The study offers many recommendations intended to make it easier for low-wage workers to make ends meet, including extending health insurance to more uninsured workers and having the government do more to provide affordable day care and housing for low-wage workers. It also calls for improving job training for unskilled workers and providing bus service so workers living in the city can travel to better-paying jobs in the suburbs. The study also calls for raising the state's minimum wage to $6.75 an hour, considerably higher than the federal minimum of $5.15.
"This city is always going to have a significant low-wage service sector," Mr. Levitan said. "The question is: Is public policy going to provide these people with a way to make ends meet? We're always going to have people working in restaurants, caring for the aged, taking care of children and mopping floors. That's part of the modern urban economy. All we're saying is: Why can't these people live at a decent level? Why can't they have health insurance or decent housing?"
A little more than half of those earning less than $25,000 were born outside the United States, the study found. And more than 17 percent do not speak English well or do not speak it at all.
Two weeks ago, several nonprofit groups issued a study saying the federal poverty line, $14,150 for a household of three, did not come close to supporting a household of three in New York City. The study said a household of three in the Bronx needed $38,088 to cover a no- frills budget for housing, food, child care, health care, taxes, transportation and other basic costs.
In Queens, a basic budget for self- sufficiency would be $46,836 a year, that study said, and in the southern half of Manhattan, $74,232.

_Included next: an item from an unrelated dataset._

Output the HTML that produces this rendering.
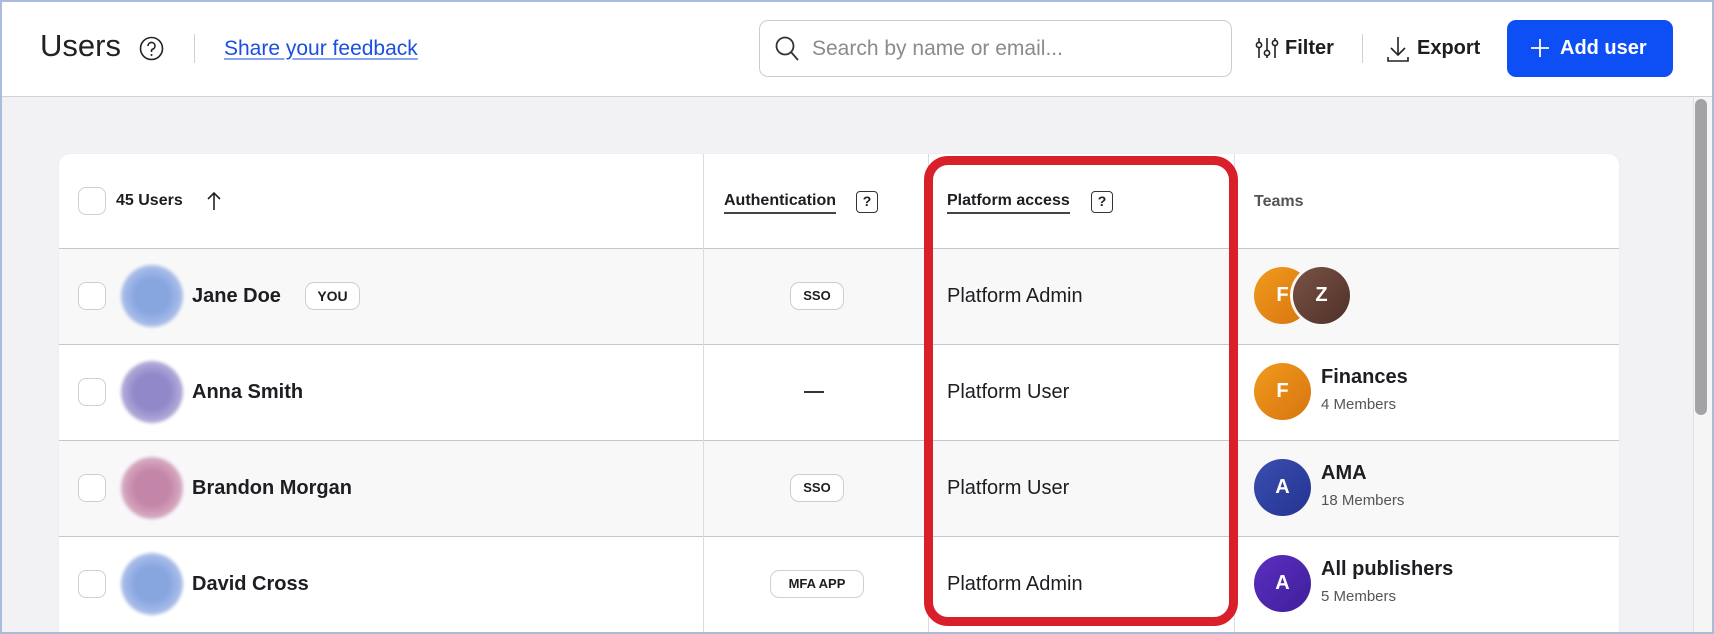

The new study on low-wage workers found a widening gap between rich and poor workers. From 1989 to 1999, average wages for workers in New York earning more than $75,000 annually jumped by 65 percent, after inflation is taken into account, while those earning under $25,000 experienced a 2.2 percent drop. For those in the least-skilled occupations, after- inflation wages fell by 14 percent.
Those earning at least $75,000 - about 18 percent of the city's work force - had 85 percent of the total increase in wages and salaries from 1989 to 1999.

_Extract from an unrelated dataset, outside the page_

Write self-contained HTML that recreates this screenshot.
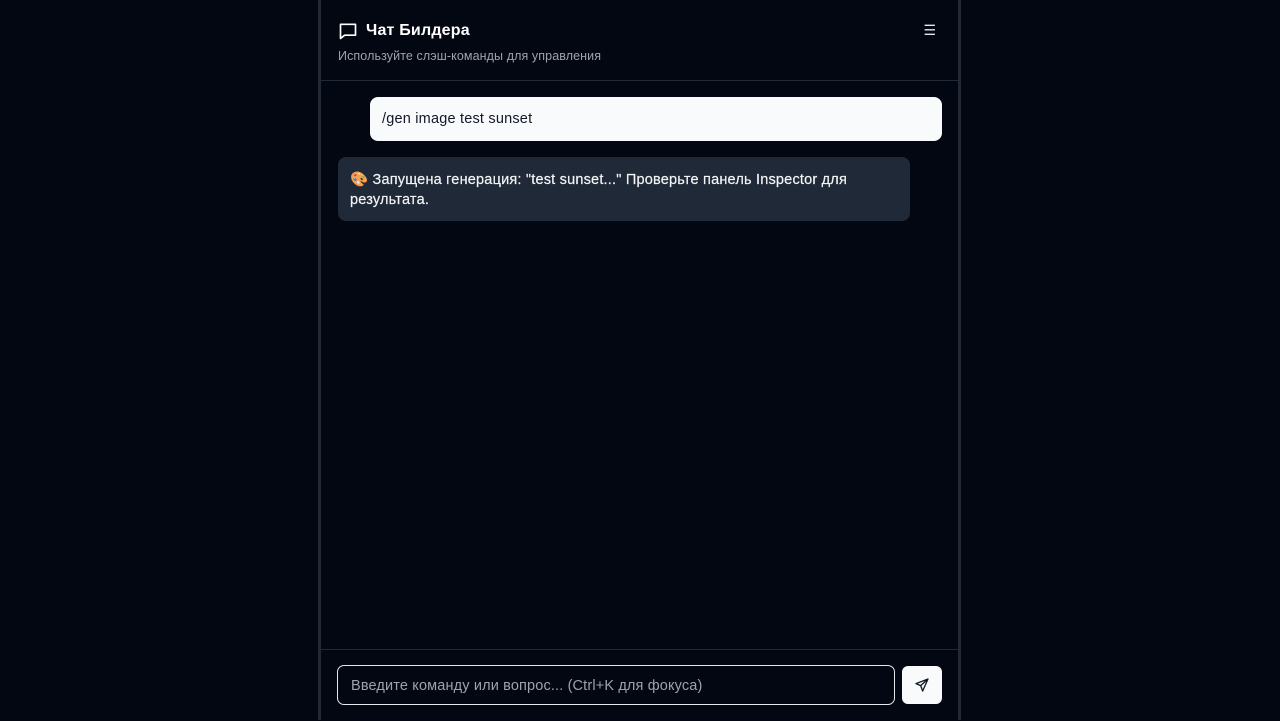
<!DOCTYPE html><html><head><style>
body{margin:0;background:#030712;font-family:"Liberation Sans",sans-serif;width:1280px;height:720px;overflow:hidden;position:relative}
.panel{position:absolute;left:318px;top:0;width:637px;height:720px;border-left:3px solid #1f2937;border-right:3px solid #1f2937;background:#030712}
.hdr{height:80px;border-bottom:1px solid #1f2937;position:relative}
.title{position:absolute;left:17px;top:21px;display:flex;align-items:center;color:#fff;font-weight:bold;font-size:16px;letter-spacing:0.2px}
.title svg{margin-right:8px}
.sub{position:absolute;left:17px;top:49px;color:#9ca3af;font-size:12.5px;letter-spacing:0.1px}
.menu{position:absolute;right:22px;top:22px;color:#e5e7eb;font-size:14px}
.u{position:absolute;left:49px;top:97px;height:44px;background:#f9fafb;border-radius:8px;color:#111827;font-size:14.5px;line-height:45px;padding-left:12px;box-sizing:border-box;width:572px;letter-spacing:0.2px}
.a{position:absolute;left:17px;top:157px;width:572px;height:64px;background:#1f2937;border-radius:8px;color:#f3f4f6;font-size:14.5px;line-height:20px;padding:13px 12px 11px;box-sizing:border-box;letter-spacing:0.2px;-webkit-text-stroke:0.2px #f3f4f6}
.foot{position:absolute;left:0;right:0;top:649px;border-top:1px solid #1f2937;height:71px}
.inp{position:absolute;left:16px;top:15px;width:558px;height:40px;border:1px solid #e5e7eb;border-radius:7px;box-sizing:border-box;color:#9ca3af;font-size:14.5px;line-height:40px;padding-left:13px;letter-spacing:0.15px}
.btn{position:absolute;left:581px;top:16px;width:40px;height:38px;background:#f9fafb;border-radius:6px;display:flex;align-items:center;justify-content:center}
</style></head><body><div class="panel">
<div class="hdr"><div class="title"><svg width="20" height="20" viewBox="0 0 24 24" fill="none" stroke="#fff" stroke-width="2" stroke-linejoin="round"><path d="M3 4h18v13H8l-5 4z"/></svg>Чат Билдера</div>
<div class="sub">Используйте слэш-команды для управления</div><div class="menu">☰</div></div>
<div class="u">/gen image test sunset</div>
<div class="a">🎨 Запущена генерация: "test sunset..." Проверьте панель Inspector для<br>результата.</div>
<div class="foot"><div class="inp">Введите команду или вопрос... (Ctrl+K для фокуса)</div>
<div class="btn"><svg width="16" height="16" viewBox="0 0 24 24" fill="none" stroke="#111827" stroke-width="2" stroke-linejoin="round"><path d="M21 3L3 10l7 3 3 8z M10 13l11-10"/></svg></div></div>
</div></body></html>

"Clearly in this type of economy, skills are rewarded," said the chief economist for the Port Authority of New York and New Jersey, Eugene Spruck. "Those with the highest skills get the highest rewards. And the unskilled find that their real incomes are declining."
Calling the low-wage study too harsh, Mr. Spruck pointed out that employment in the New York region rose faster than in the nation last year and was at record levels.